## SUPPLIED DATA
_____

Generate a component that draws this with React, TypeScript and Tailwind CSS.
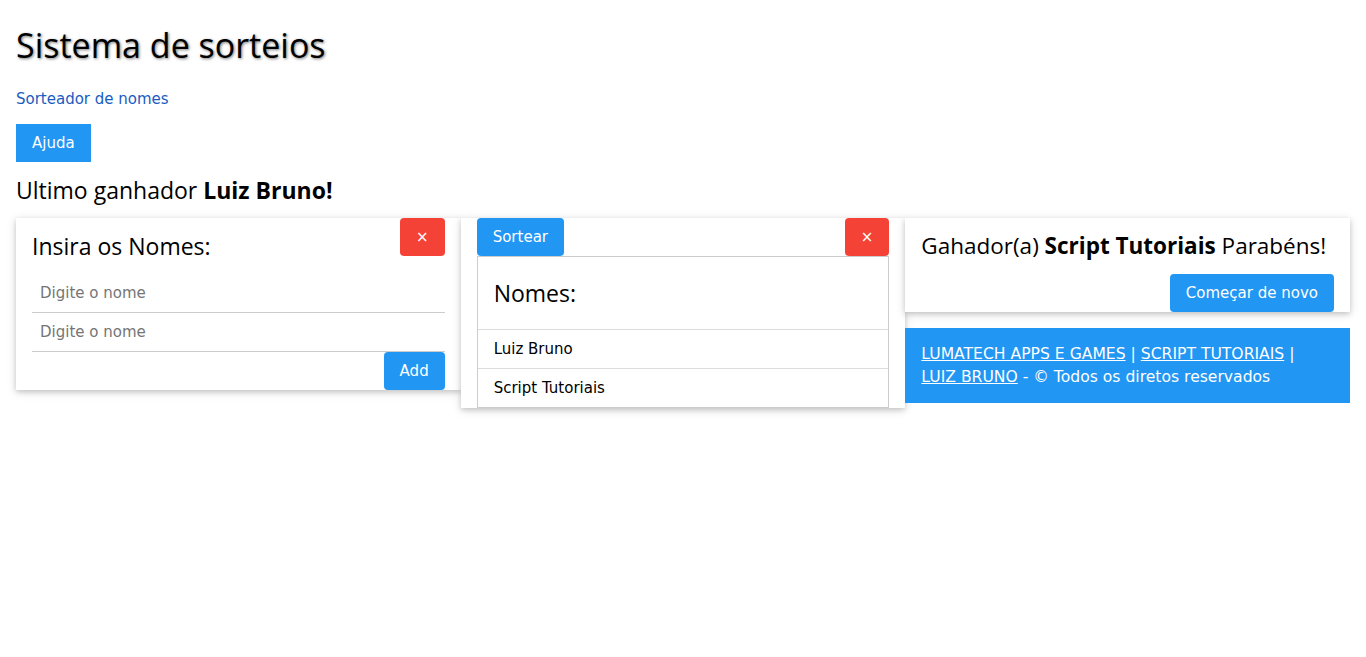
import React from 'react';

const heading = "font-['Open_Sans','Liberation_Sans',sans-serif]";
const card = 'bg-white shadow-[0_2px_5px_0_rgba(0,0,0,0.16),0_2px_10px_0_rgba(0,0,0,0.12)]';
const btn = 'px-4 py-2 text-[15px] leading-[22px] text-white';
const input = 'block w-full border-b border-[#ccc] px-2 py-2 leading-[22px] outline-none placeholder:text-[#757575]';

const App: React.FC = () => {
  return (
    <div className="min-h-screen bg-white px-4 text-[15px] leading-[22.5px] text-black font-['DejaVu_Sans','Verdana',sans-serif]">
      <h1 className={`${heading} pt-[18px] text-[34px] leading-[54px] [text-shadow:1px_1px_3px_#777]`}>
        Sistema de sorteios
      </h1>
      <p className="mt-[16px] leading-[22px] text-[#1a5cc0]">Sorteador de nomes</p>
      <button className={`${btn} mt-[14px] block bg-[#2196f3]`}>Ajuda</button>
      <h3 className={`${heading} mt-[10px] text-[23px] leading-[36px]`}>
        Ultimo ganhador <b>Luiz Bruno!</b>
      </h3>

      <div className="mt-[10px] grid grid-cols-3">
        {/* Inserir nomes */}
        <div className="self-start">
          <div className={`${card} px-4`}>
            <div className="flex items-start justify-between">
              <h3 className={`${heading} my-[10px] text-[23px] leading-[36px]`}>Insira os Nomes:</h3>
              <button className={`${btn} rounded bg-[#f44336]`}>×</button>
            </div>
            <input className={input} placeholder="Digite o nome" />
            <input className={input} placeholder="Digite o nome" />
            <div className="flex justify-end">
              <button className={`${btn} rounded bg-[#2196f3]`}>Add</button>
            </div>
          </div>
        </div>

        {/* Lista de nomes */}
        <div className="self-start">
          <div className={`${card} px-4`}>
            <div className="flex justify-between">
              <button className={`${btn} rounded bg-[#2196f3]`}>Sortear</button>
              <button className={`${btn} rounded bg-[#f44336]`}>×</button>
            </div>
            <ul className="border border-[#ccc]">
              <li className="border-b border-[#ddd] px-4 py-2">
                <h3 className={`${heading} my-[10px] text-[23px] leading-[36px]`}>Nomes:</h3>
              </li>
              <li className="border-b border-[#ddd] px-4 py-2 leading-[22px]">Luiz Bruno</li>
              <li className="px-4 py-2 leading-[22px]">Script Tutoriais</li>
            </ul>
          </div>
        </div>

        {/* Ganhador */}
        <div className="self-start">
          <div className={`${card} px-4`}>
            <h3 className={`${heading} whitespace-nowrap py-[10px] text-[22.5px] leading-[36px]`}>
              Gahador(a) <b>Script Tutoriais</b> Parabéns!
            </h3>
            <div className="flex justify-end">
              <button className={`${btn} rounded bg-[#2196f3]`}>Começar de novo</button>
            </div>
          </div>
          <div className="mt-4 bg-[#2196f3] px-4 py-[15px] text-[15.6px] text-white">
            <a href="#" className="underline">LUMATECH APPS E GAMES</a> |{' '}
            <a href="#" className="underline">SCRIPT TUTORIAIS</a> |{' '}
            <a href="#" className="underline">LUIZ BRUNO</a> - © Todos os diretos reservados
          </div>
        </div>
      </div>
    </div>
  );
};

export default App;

_____

Give again, exactly, the lines from the start of the data through the one holding "const input = 'block"; omit the pictures.

Generate a component that draws this with React, TypeScript and Tailwind CSS.
import React from 'react';

const heading = "font-['Open_Sans','Liberation_Sans',sans-serif]";
const card = 'bg-white shadow-[0_2px_5px_0_rgba(0,0,0,0.16),0_2px_10px_0_rgba(0,0,0,0.12)]';
const btn = 'px-4 py-2 text-[15px] leading-[22px] text-white';
const input = 'block w-full border-b border-[#ccc] px-2 py-2 leading-[22px] outline-none placeholder:text-[#757575]';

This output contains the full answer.